When a woman in this tribe knows she is pregnant, she goes out into the wilderness with a few friends and together they pray and meditate until they hear the song of the unborn child. They recognize that every soul has its own vibration that expresses its unique flavor and purpose. When the women attune to the song, they sing it out loud.  Then they return to the tribe and teach it to everyone else. When the child is born, the community gathers and sings the child's song to him or her. Later, when the child enters school, the village gathers and chants the child's song. When the child passes through the initiation to adulthood, the people again come together and sing. At the time of marriage, the person hears his or her song once again. Finally, when the soul is about to pass from this world, the family and friends gather at the person's bed, just as they did at their birth, and they sing the person to the next life. To the African tribe there is one other occasion upon which the villagers sing to the child. If at any time during his or her life, the person commits a crime or aberrant social act, the individual is called to the center of the village and the people in the community form a circle around them. Then they sing their song to them. The tribe recognizes that the correction for antisocial behavior is not punishment; it is love and the remembrance of identity. When you recognize your own song, you have no desire or need to do anything that would hurt another. Diane has always been able to help students recognize their own special song. A friend is someone who knows your song and sings it to you when you have forgotten it. Those who love you are not fooled by mistakes you have made or dark images you hold about yourself. They remember your beauty when you feel ugly; your wholeness when you are broken; your innocence when you feel guilty; and your purpose when you are confused. Sometimes when we meet with our students, including our very own sons and daughters, we tell them we are not their friends.  We are their teachers and parents and we demand their attention.  But we must remember, that when we discipline another soul, we must think with our head, but lead with our hearts.  We must, as a true friend, remind our children of their songs.

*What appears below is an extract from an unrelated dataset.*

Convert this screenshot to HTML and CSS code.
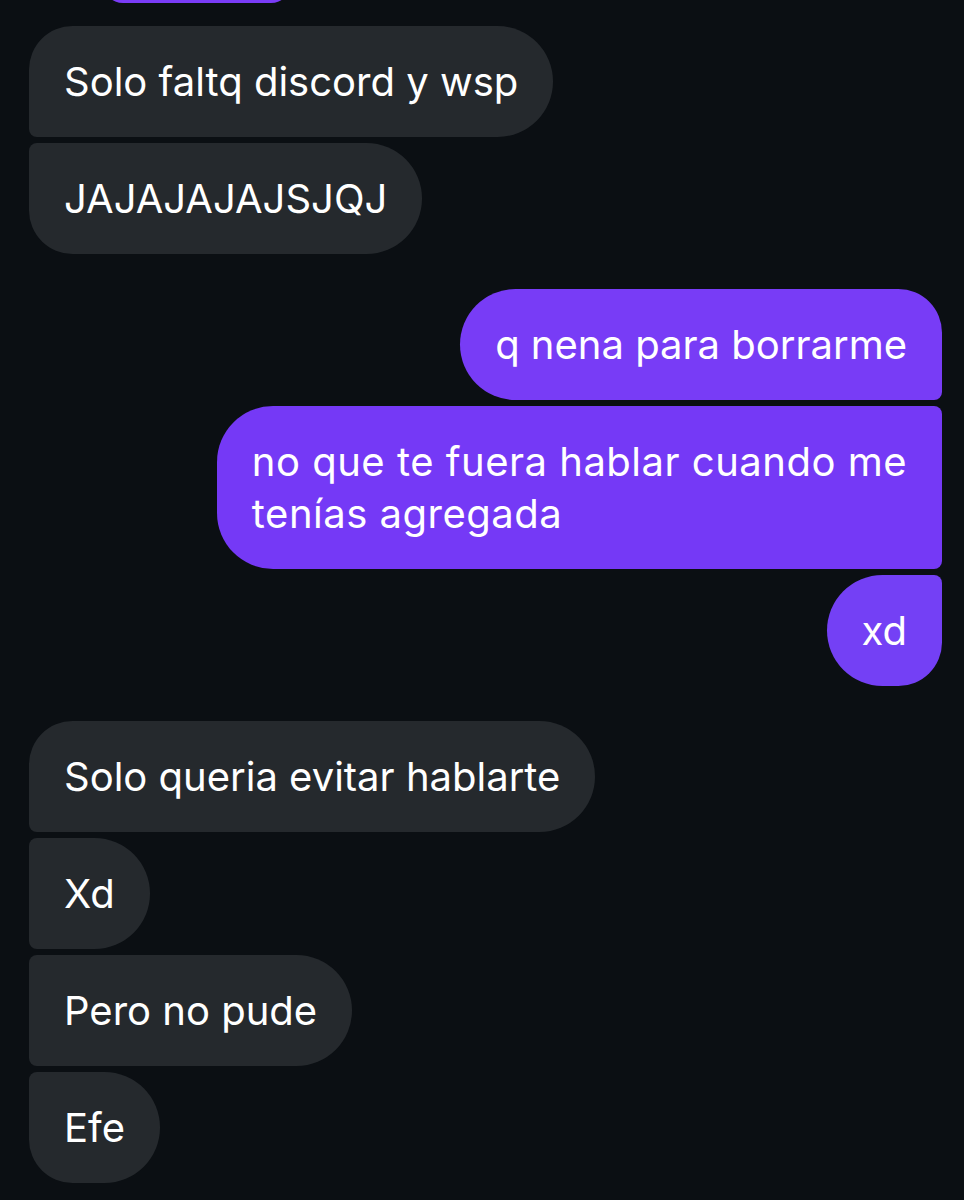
FILE: index.html
```html
<!DOCTYPE html>
<html lang="es">
<head>
<meta charset="utf-8">
<title>Chat</title>
<link rel="stylesheet" href="styles.css">
</head>
<body>
<div class="chat">
  <div class="top-peek"></div>

  <div class="group them">
    <div class="msg first">Solo faltq discord y wsp</div>
    <div class="msg last">JAJAJAJAJSJQJ</div>
  </div>

  <div class="group me">
    <div class="msg first">q nena para borrarme</div>
    <div class="msg mid wide">no que te fuera hablar cuando me<br>tenías agregada</div>
    <div class="msg last">xd</div>
  </div>

  <div class="group them">
    <div class="msg first">Solo queria evitar hablarte</div>
    <div class="msg mid">Xd</div>
    <div class="msg mid">Pero no pude</div>
    <div class="msg last">Efe</div>
  </div>
</div>
</body>
</html>
```

FILE: styles.css
```css
html, body { margin: 0; padding: 0; background: #0b0f13; }
body { font: normal 40px/52px "Inter", "Noto Sans", sans-serif; color: #fff; overflow: hidden; }

.chat { padding: 0 22px 0 29px; display: flex; flex-direction: column; gap: 35px; }

.top-peek {
  width: 188px; height: 40px; margin: -37px 0 -12px 74px;
  background: #7a3cf6; border-radius: 22px;
}

.group { display: flex; flex-direction: column; gap: 6px; }
.group.them { align-items: flex-start; }
.group.me { align-items: flex-end; }

.msg {
  padding: 29.5px 35px;
  border-radius: 56px;
}
.msg.wide { letter-spacing: 0.5px; }

.them .msg { background: #25292d; border-top-left-radius: 8px; border-bottom-left-radius: 8px; }
.them .msg.first { border-top-left-radius: 44px; }
.them .msg.last { border-bottom-left-radius: 44px; }

.me .msg { background: #7539f6; border-top-right-radius: 8px; border-bottom-right-radius: 8px; }
.me .msg.first { border-top-right-radius: 44px; background: #783cf6; }
.me .msg.last { border-bottom-right-radius: 44px; background: #7440f5; }
```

You may not have grown up in an African tribe that sings your song to you at crucial life transitions, but life is always reminding you when you are in tune with yourself and when you are not. When you feel good, what you are doing matches your song, and when you feel awful, it doesn't.  Once we believe in ourselves, we can risk curiosity, wonder, spontaneous delight, and show our soft underbelly of our humanity.  It is my hope that we shall all recognize our own song and sing it well.

Thank you Diane for always reminding us of our own songs and for whistling these tunes to our children  for so many years.  Your very big heart has embraced us all.  Much luck to you whatever you do.